Constraints force you to define what’s important and what isn’t. What builds a brand and what isn't going to foster mnemonic recalling. What will help you achieve a goal and what is actually hurting your routines and habits. What will help you lose weight and who are actually making your life harder. By setting boundaries, limiting options, features, and details, and saying no to the unnecessary, you make room for what truly matters.
The foundation always takes more time
A majority — and I say that with confidence — of people don't like to spend time doing the foundation work. Their rather hack their way onto a mediocre result that will take 3x times, than set a foundation (that would take most of their time) but actually achieve a better result in comparable shorter time.
The famous "If I had 1h to chop a tree I'd spend 45 minutes sharpening the axe." (that's Abraham Lincoln).
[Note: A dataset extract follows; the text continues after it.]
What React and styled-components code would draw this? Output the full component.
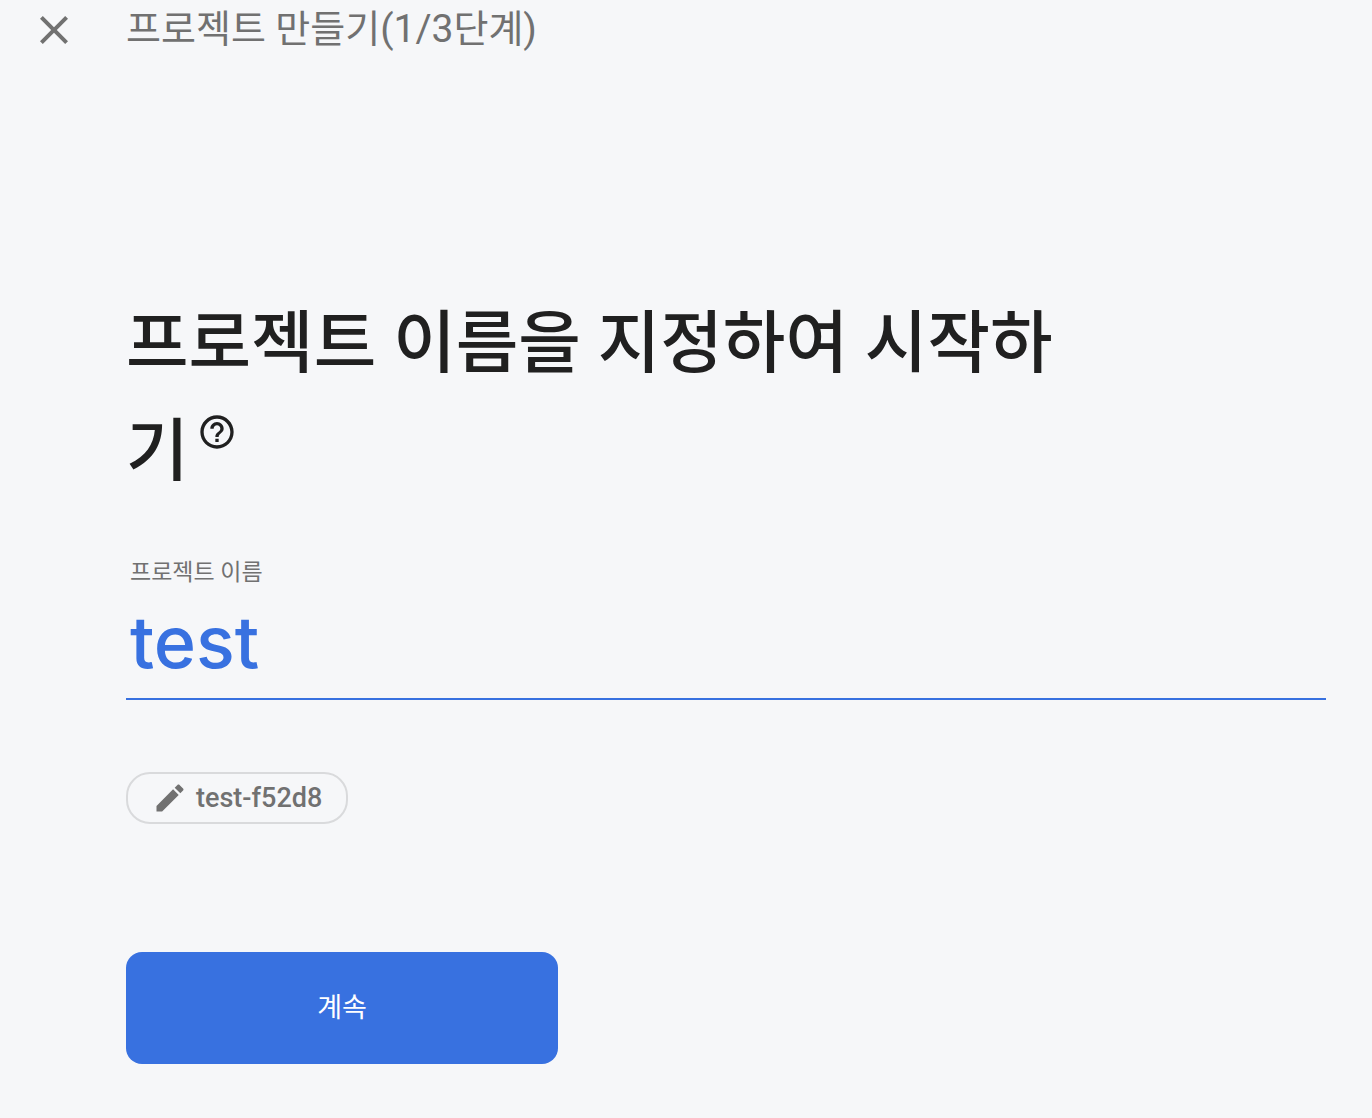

Constraints don’t hinder your potential—they carve the path for it. They protect your time, your focus, and your goals from being swallowed by chaos. Constraints give you the framework to build systematic clarity, a guardrail system that ensures you keep moving forward, even when the terrain gets rough.
When you embrace constraints, you’re not giving up freedom; you’re creating it. You’re choosing discipline over regret, intentionality over chance, and progress over stagnation. It’s the slow, deliberate work of building a foundation that sets you apart—the small, consistent actions that create a ripple effect, leading you toward the life you envision.
The foundation always takes more time, but it’s the only way to build something worth having. Like sharpening the axe before cutting the tree, it may feel like preparation delays progress, but in reality, it’s the shortcut to excellence.
So, the question is: What guardrails will you build to protect your focus, your clarity, and your dreams? Will you embrace the power of constraints and design a life worth living, one step at a time? The choice is yours, and your future self is counting on you to make it. Start creating the person that is between you now and the person that has your dreams in hand.